Starr, Dershowitz, Gingrich, Manafort, Giuliani , Penn … back in the saddle.
This piece by Peter Beinert about all the has-beens in Trump’s inner circle is very instructive. He makes the point that it’s really about fame for these people which I would contrast with the Bush has-beens who all had serious unfinished business. (Bill Barr would be more in line with those earlier had-beens.) These are people who are merely seeking to relive their glory days.
Beinert writes:
Trump’s recklessness, cruelty, and corruption have led many Republicans in the prime of their career to avoid working for, or publicly defending, him. “Help Wanted,” read a 2017 Washington Post headline: “Why Republicans Won’t Work for the Trump Administration.” In 2018, CNN reported that Trump was experiencing “an unheard-of problem: The president can’t find a lawyer.”

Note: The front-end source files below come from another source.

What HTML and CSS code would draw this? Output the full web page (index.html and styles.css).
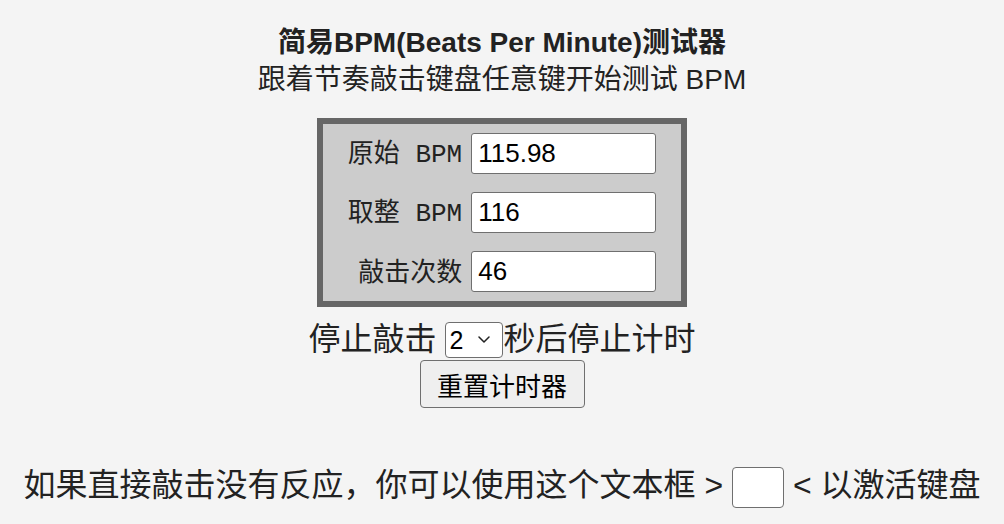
FILE: index.html
```html
<!DOCTYPE html>
<html lang="zh-CN">
<head>
<meta charset="utf-8">
<title>简易BPM测试器</title>
<link rel="stylesheet" href="styles.css">
</head>
<body>
<main class="page">
  <h1 class="title">简易BPM(Beats Per Minute)测试器</h1>
  <p class="subtitle">跟着节奏敲击键盘任意键开始测试 BPM</p>
  <div class="panel">
    <label class="label" for="raw">原始<code class="mono"> BPM</code></label>
    <input class="field" id="raw" type="text" value="115.98">
    <label class="label" for="round">取整<code class="mono"> BPM</code></label>
    <input class="field" id="round" type="text" value="116">
    <label class="label" for="count">敲击次数</label>
    <input class="field" id="count" type="text" value="46">
  </div>
  <div class="stop-row">
    <span class="txt">停止敲击&nbsp;</span>
    <span class="select-wrap">
      <select class="select">
        <option>1</option>
        <option selected>2</option>
        <option>3</option>
        <option>4</option>
        <option>5</option>
      </select>
      <svg class="chev" width="12" height="7" viewBox="0 0 12 7"><path d="M1 1 L6 6 L11 1" fill="none" stroke="#222" stroke-width="1.5" stroke-linecap="round" stroke-linejoin="round"/></svg>
    </span>
    <span class="txt">秒后停止计时</span>
  </div>
  <button class="reset" type="button">重置计时器</button>
  <p class="hint">如果直接敲击没有反应，你可以使用这个文本框 &gt; <input class="mini" type="text"> &lt; 以激活键盘</p>
</main>
</body>
</html>
```
FILE: styles.css
```css
html, body {
  margin: 0;
  padding: 0;
  background: #f4f4f4;
}

body {
  font-family: "Liberation Sans", "Noto Sans CJK SC", sans-serif;
  color: #222;
}

.page {
  display: flex;
  flex-direction: column;
  align-items: center;
}

.title {
  margin: 24px 0 0;
  font-size: 28px;
  line-height: 38px;
  font-weight: bold;
}

.subtitle {
  margin: 0;
  font-size: 28px;
  line-height: 36px;
}

.panel {
  margin-top: 20px;
  box-sizing: border-box;
  width: 370px;
  border: 6px solid #666666;
  background: #cccccc;
  padding: 9px 0;
  display: grid;
  grid-template-columns: auto 185px;
  justify-content: center;
  column-gap: 9px;
  row-gap: 18px;
  font-size: 26px;
}

.label {
  justify-self: end;
  align-self: center;
  line-height: 32px;
  white-space: pre;
}

.mono {
  font-family: "Liberation Mono", monospace;
  font-size: 26px;
}

.field {
  box-sizing: border-box;
  width: 185px;
  height: 41px;
  margin: 0;
  padding: 0 6px;
  border: 1px solid #6f6f6f;
  border-radius: 3px;
  background: #fff;
  font-family: "Liberation Sans", sans-serif;
  font-size: 26px;
  color: #000;
  outline: none;
}

.stop-row {
  margin-top: 11px;
  height: 42px;
  display: flex;
  align-items: center;
  font-size: 32px;
  line-height: 42px;
}

.txt {
  white-space: pre;
}

.select-wrap {
  position: relative;
  display: block;
  width: 58px;
  height: 36px;
  margin-top: 2px;
}

.select {
  -webkit-appearance: none;
  appearance: none;
  display: block;
  box-sizing: border-box;
  width: 58px;
  height: 36px;
  margin: 0;
  padding: 0 0 0 3px;
  border: 1px solid #6f6f6f;
  border-radius: 4px;
  background: #fff;
  font-family: "Liberation Sans", sans-serif;
  font-size: 25px;
  line-height: 34px;
  color: #000;
  outline: none;
}

.chev {
  position: absolute;
  left: 33px;
  top: 14px;
  pointer-events: none;
}

.reset {
  box-sizing: border-box;
  width: 165px;
  height: 48px;
  margin: 0;
  padding: 0;
  border: 1px solid #6f6f6f;
  border-radius: 4px;
  background: #efefef;
  font-family: "Liberation Sans", "Noto Sans CJK SC", sans-serif;
  font-size: 26px;
  color: #000;
}

.hint {
  margin: 53px 0 0;
  font-size: 32px;
  line-height: 48px;
  white-space: nowrap;
}

.mini {
  box-sizing: border-box;
  width: 52px;
  height: 41px;
  margin: 0;
  padding: 0 4px;
  border: 1px solid #6f6f6f;
  border-radius: 4px;
  background: #fff;
  font-size: 26px;
  vertical-align: middle;
  outline: none;
}
```
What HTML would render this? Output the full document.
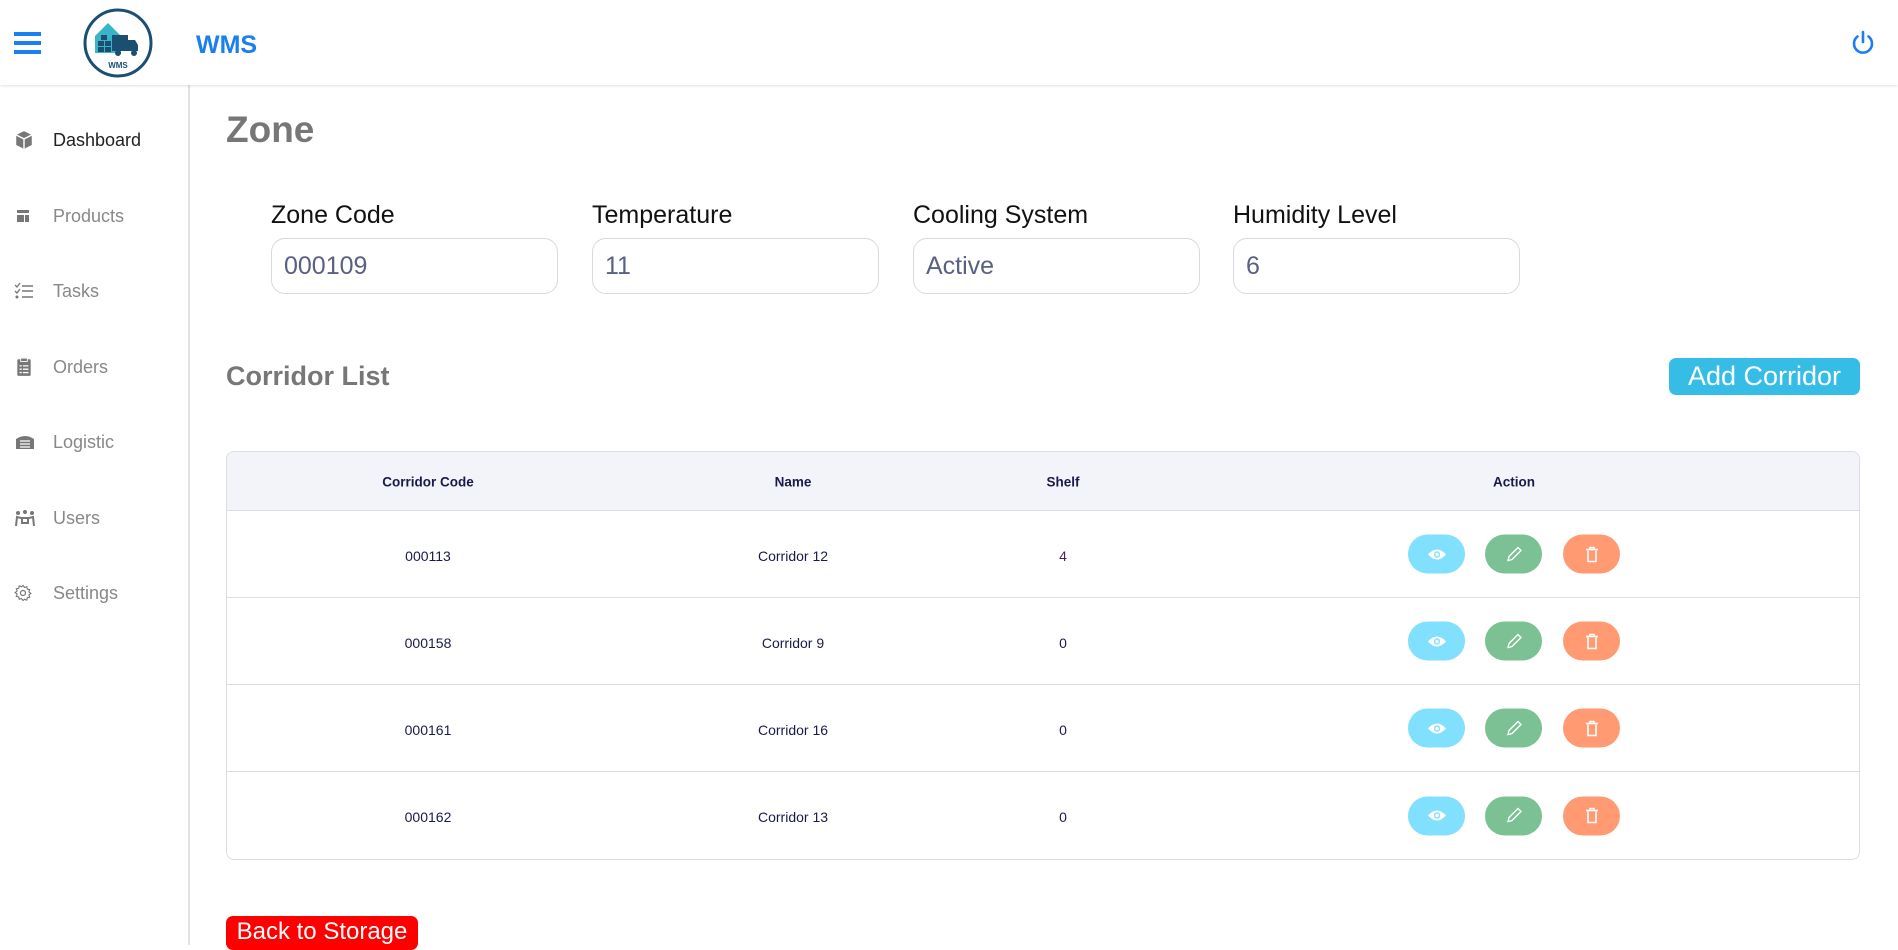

This has provided the has-beens their opening. One early example was Paul Manafort, who in the Ronald Reagan era helped run a lobbying firm that Newsweek once called “the hottest shop in town.” But by 2016, as my colleague Franklin Foer has detailed, this once “indispensable man,” now in his late 60s, was no longer “missed in professional circles. He was without a big-paying client, and held heavy debts.” The Trump campaign, which Manafort briefly ran, offered a “return to relevance.”
While Manafort was angling to be Trump’s campaign manager, Newt Gingrich was angling to be his running mate. Two decades earlier, Time had named Gingrich, then the 52-year-old Republican speaker of the House, its Man of the Year. But after a failed 2012 presidential bid, Gingrich’s star had dimmed, an excruciating prospect for a man who once said, “If you’re not in The Washington Post every day, you might as well not exist.”
Gingrich didn’t get the vice president’s job. But his incessant defenses of Trump—particularly on Fox News—have afforded the 76-year-old what Politico has called “a rare third political life.” He has already published three Trump hagiographies. He’s appeared on Fox News or written op-eds for its website nine times so far in 2020 alone. All this apologizing for Trump, however, has its reputational costs.
I think we all know the stories of Starr, Dershowitz and Giuliani. They are so obviously desperate to be back in the spotlight in their dotage that they are making utter fools of themselves.
I hadn’t heard about this one, though:
In November, The Washington Post reported that Mark Penn—the most influential pollster of the Clinton era, who became a pariah among Democrats after Hillary Clinton’s 2008 defeat—had visited the White House to give Trump political advice. Penn, 65—who now appears regularly on Fox News and depicts Trump as a victim of the “deep state”—is “finally being talked about again,” according to Politico.
That figures. Speaking of which, why hasn’t Dick Morris been able to get a foothold? The last I heard he was the “political editor” of the National Inquirer.
Beinert spoke with a psychologist who studies fame and she said this:
When I asked Rockwell what allows the once famous to reconcile themselves to comparative obscurity, she said the transition was hard. There’s a “lot more amygdala activation when you’re famous,” she said, adding, “It takes the neurology a really long time to work through that, to reframe it as a graceful end to a beautiful career.” The people who manage the process best, she has written, focus on “becoming part of something larger than oneself,” thus “countering fame’s natural tendency toward narcissism,” and “dedicating all one’s drives and ambitions into making a real difference, in a meaningful way, in the world.”
It’s a lovely sentiment. But Giuliani’s approach—which he summed up in his December interview with Nuzzi as “My attitude about my legacy is Fuck it”—is much more likely to get you on Fox News.
Trump has been chasing fame since he was a teenager. And he will never have enough of it. Even now he whines when someone other than him is given credit for anything. No wonder he’s surrounded by all these pathetic fame whores. They all understand each other.